■ Source data ■
------

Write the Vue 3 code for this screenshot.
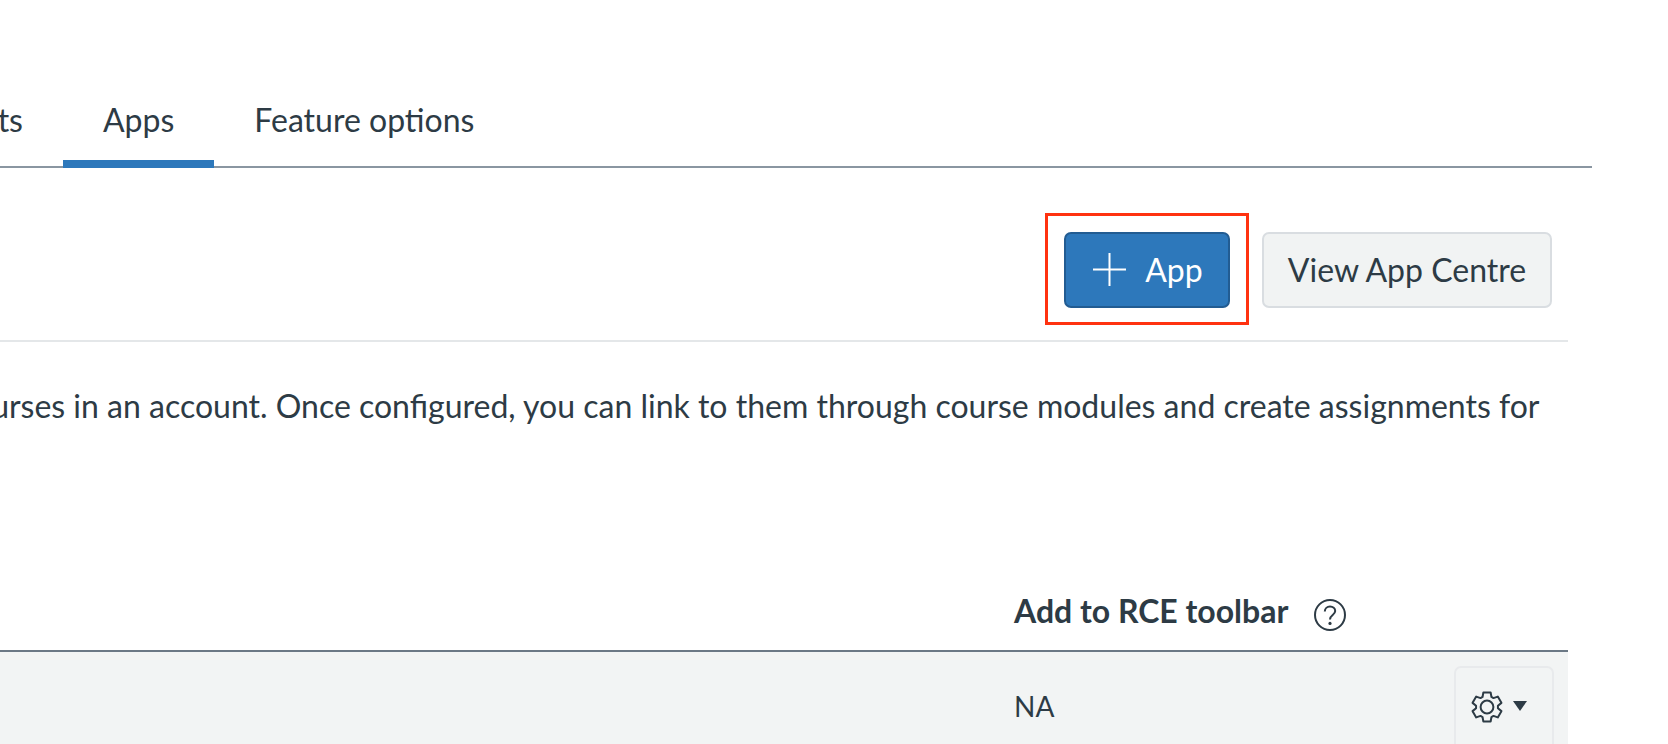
<template>
  <div class="page">
    <nav class="tabs">
      <a class="tab first">Reports</a>
      <a class="tab active">Apps</a>
      <a class="tab">Feature options</a>
    </nav>

    <div class="content">
      <div class="toolbar">
        <div class="highlight">
          <button class="btn btn-primary">
            <svg class="plus" viewBox="0 0 33 33" width="33" height="33">
              <path d="M16.5 0v33M0 16.5h33" fill="none" stroke="#fff" stroke-width="2" />
            </svg>
            <span>App</span>
          </button>
        </div>
        <button class="btn btn-default">View App Centre</button>
      </div>

      <p class="intro">
        Apps are an easy way to add new features to Canvas. They can be added to individual courses or to all courses in an account. Once configured, you can link to them through course modules and create assignments for
      </p>

      <div class="table">
        <div class="thead">
          <span class="th-label">Add to RCE toolbar</span>
          <svg class="help" viewBox="0 0 32 32" width="32" height="32">
            <circle cx="16" cy="16" r="15" fill="none" stroke="#2d3b45" stroke-width="2" />
            <path d="M10.8 12.6c0-3 2.3-5 5.2-5s5.2 1.9 5.2 4.5c0 3.9-5.2 4-5.2 8.3" fill="none" stroke="#2d3b45" stroke-width="2" />
            <circle cx="16" cy="24.4" r="1.6" fill="#2d3b45" />
          </svg>
        </div>
        <div class="row">
          <span class="cell-value">NA</span>
          <button class="gear-btn">
            <svg viewBox="0 0 32 32" width="32" height="32">
              <path :d="gearPath" fill="none" stroke="#2d3b45" stroke-width="2" stroke-linejoin="round" />
              <circle cx="16" cy="16" r="6.4" fill="none" stroke="#2d3b45" stroke-width="2" />
            </svg>
            <svg class="caret" viewBox="0 0 14 10" width="14" height="10">
              <path d="M0 0h14L7 10z" fill="#2d3b45" />
            </svg>
          </button>
        </div>
      </div>
    </div>
  </div>
</template>

<script setup>
// six tooth gear outline, tooth pointing up first
const teeth = [0, 60, 120, 180, 240, 300]
const point = (deg, r) => {
  const a = ((deg - 90) * Math.PI) / 180
  return `${(16 + r * Math.cos(a)).toFixed(2)} ${(16 + r * Math.sin(a)).toFixed(2)}`
}
const gearPath =
  'M' +
  teeth
    .map((t) =>
      [point(t - 24, 11), point(t - 14, 15), point(t + 14, 15), point(t + 24, 11)].join('L')
    )
    .join('L') +
  'Z'
</script>

<style>
html,
body {
  margin: 0;
  background: #fff;
  overflow: hidden;
}
</style>

<style scoped>
.page {
  width: 1668px;
  height: 744px;
  overflow: hidden;
  font-family: Lato, "Liberation Sans", sans-serif;
  color: #2d3b45;
  font-variant-ligatures: common-ligatures;
}

.tabs {
  display: flex;
  width: 1592px;
  height: 168px;
  box-sizing: border-box;
  border-bottom: 2px solid #8a96a1;
}

.tab {
  height: 168px;
  box-sizing: border-box;
  padding: 97px 40px 0;
  font-size: 32px;
  line-height: 46px;
  white-space: nowrap;
}

.tab.first {
  margin-left: -126px;
}

.tab.active {
  border-bottom: 8px solid #2d78bb;
}

.content {
  width: 1568px;
}

.toolbar {
  display: flex;
  justify-content: flex-end;
  align-items: flex-start;
  gap: 13px;
  height: 174px;
  box-sizing: border-box;
  padding: 45px 16px 0 0;
  border-bottom: 2px solid #e4e7e9;
}

.highlight {
  display: flex;
  padding: 16px 16px 14px;
  border: 3px solid #ff3210;
}

.btn {
  height: 76px;
  padding: 0 0 2px;
  font-family: inherit;
  font-size: 32px;
  border-radius: 7px;
  box-sizing: border-box;
  display: flex;
  align-items: center;
  justify-content: center;
}

.btn-primary {
  width: 166px;
  padding-left: 2px;
  gap: 19px;
  background: #2d78bb;
  color: #fff;
  border: 2px solid #225c92;
}

.btn-default {
  width: 290px;
  margin-top: 19px;
  background: #f1f3f3;
  color: #2d3b45;
  border: 2px solid #d9dde1;
}

.intro {
  width: 3000px;
  margin: 42px 0 0 -1472px;
  font-size: 32px;
  line-height: 44px;
  text-align: right;
  white-space: nowrap;
}

.table {
  margin-top: 162px;
}

.thead {
  display: flex;
  align-items: flex-start;
  height: 62px;
  box-sizing: border-box;
  padding-left: 1014px;
  border-bottom: 2px solid #6b7885;
  gap: 26px;
  font-size: 32px;
  font-weight: 700;
  line-height: 42px;
}

.help {
  margin-top: 9px;
}

.row {
  display: flex;
  align-items: flex-start;
  justify-content: space-between;
  height: 100px;
  padding: 14px 14px 0 1014px;
  background: #f2f4f4;
}

.cell-value {
  font-size: 28px;
  line-height: 80px;
}

.gear-btn {
  width: 100px;
  height: 100px;
  box-sizing: border-box;
  display: flex;
  align-items: flex-start;
  gap: 10px;
  padding: 23px 0 0 15px;
  background: transparent;
  border: 2px solid #e8eaec;
  border-radius: 7px;
}

.caret {
  margin-top: 10px;
}
</style>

------

■ Given instruction ■
Return the material word for word. Pictures are not part of the copy.

■ Task answer ■
Write the Vue 3 code for this screenshot.
<template>
  <div class="page">
    <nav class="tabs">
      <a class="tab first">Reports</a>
      <a class="tab active">Apps</a>
      <a class="tab">Feature options</a>
    </nav>

    <div class="content">
      <div class="toolbar">
        <div class="highlight">
          <button class="btn btn-primary">
            <svg class="plus" viewBox="0 0 33 33" width="33" height="33">
              <path d="M16.5 0v33M0 16.5h33" fill="none" stroke="#fff" stroke-width="2" />
            </svg>
            <span>App</span>
          </button>
        </div>
        <button class="btn btn-default">View App Centre</button>
      </div>

      <p class="intro">
        Apps are an easy way to add new features to Canvas. They can be added to individual courses or to all courses in an account. Once configured, you can link to them through course modules and create assignments for
      </p>

      <div class="table">
        <div class="thead">
          <span class="th-label">Add to RCE toolbar</span>
          <svg class="help" viewBox="0 0 32 32" width="32" height="32">
            <circle cx="16" cy="16" r="15" fill="none" stroke="#2d3b45" stroke-width="2" />
            <path d="M10.8 12.6c0-3 2.3-5 5.2-5s5.2 1.9 5.2 4.5c0 3.9-5.2 4-5.2 8.3" fill="none" stroke="#2d3b45" stroke-width="2" />
            <circle cx="16" cy="24.4" r="1.6" fill="#2d3b45" />
          </svg>
        </div>
        <div class="row">
          <span class="cell-value">NA</span>
          <button class="gear-btn">
            <svg viewBox="0 0 32 32" width="32" height="32">
              <path :d="gearPath" fill="none" stroke="#2d3b45" stroke-width="2" stroke-linejoin="round" />
              <circle cx="16" cy="16" r="6.4" fill="none" stroke="#2d3b45" stroke-width="2" />
            </svg>
            <svg class="caret" viewBox="0 0 14 10" width="14" height="10">
              <path d="M0 0h14L7 10z" fill="#2d3b45" />
            </svg>
          </button>
        </div>
      </div>
    </div>
  </div>
</template>

<script setup>
// six tooth gear outline, tooth pointing up first
const teeth = [0, 60, 120, 180, 240, 300]
const point = (deg, r) => {
  const a = ((deg - 90) * Math.PI) / 180
  return `${(16 + r * Math.cos(a)).toFixed(2)} ${(16 + r * Math.sin(a)).toFixed(2)}`
}
const gearPath =
  'M' +
  teeth
    .map((t) =>
      [point(t - 24, 11), point(t - 14, 15), point(t + 14, 15), point(t + 24, 11)].join('L')
    )
    .join('L') +
  'Z'
</script>

<style>
html,
body {
  margin: 0;
  background: #fff;
  overflow: hidden;
}
</style>

<style scoped>
.page {
  width: 1668px;
  height: 744px;
  overflow: hidden;
  font-family: Lato, "Liberation Sans", sans-serif;
  color: #2d3b45;
  font-variant-ligatures: common-ligatures;
}

.tabs {
  display: flex;
  width: 1592px;
  height: 168px;
  box-sizing: border-box;
  border-bottom: 2px solid #8a96a1;
}

.tab {
  height: 168px;
  box-sizing: border-box;
  padding: 97px 40px 0;
  font-size: 32px;
  line-height: 46px;
  white-space: nowrap;
}

.tab.first {
  margin-left: -126px;
}

.tab.active {
  border-bottom: 8px solid #2d78bb;
}

.content {
  width: 1568px;
}

.toolbar {
  display: flex;
  justify-content: flex-end;
  align-items: flex-start;
  gap: 13px;
  height: 174px;
  box-sizing: border-box;
  padding: 45px 16px 0 0;
  border-bottom: 2px solid #e4e7e9;
}

.highlight {
  display: flex;
  padding: 16px 16px 14px;
  border: 3px solid #ff3210;
}

.btn {
  height: 76px;
  padding: 0 0 2px;
  font-family: inherit;
  font-size: 32px;
  border-radius: 7px;
  box-sizing: border-box;
  display: flex;
  align-items: center;
  justify-content: center;
}

.btn-primary {
  width: 166px;
  padding-left: 2px;
  gap: 19px;
  background: #2d78bb;
  color: #fff;
  border: 2px solid #225c92;
}

.btn-default {
  width: 290px;
  margin-top: 19px;
  background: #f1f3f3;
  color: #2d3b45;
  border: 2px solid #d9dde1;
}

.intro {
  width: 3000px;
  margin: 42px 0 0 -1472px;
  font-size: 32px;
  line-height: 44px;
  text-align: right;
  white-space: nowrap;
}

.table {
  margin-top: 162px;
}

.thead {
  display: flex;
  align-items: flex-start;
  height: 62px;
  box-sizing: border-box;
  padding-left: 1014px;
  border-bottom: 2px solid #6b7885;
  gap: 26px;
  font-size: 32px;
  font-weight: 700;
  line-height: 42px;
}

.help {
  margin-top: 9px;
}

.row {
  display: flex;
  align-items: flex-start;
  justify-content: space-between;
  height: 100px;
  padding: 14px 14px 0 1014px;
  background: #f2f4f4;
}

.cell-value {
  font-size: 28px;
  line-height: 80px;
}

.gear-btn {
  width: 100px;
  height: 100px;
  box-sizing: border-box;
  display: flex;
  align-items: flex-start;
  gap: 10px;
  padding: 23px 0 0 15px;
  background: transparent;
  border: 2px solid #e8eaec;
  border-radius: 7px;
}

.caret {
  margin-top: 10px;
}
</style>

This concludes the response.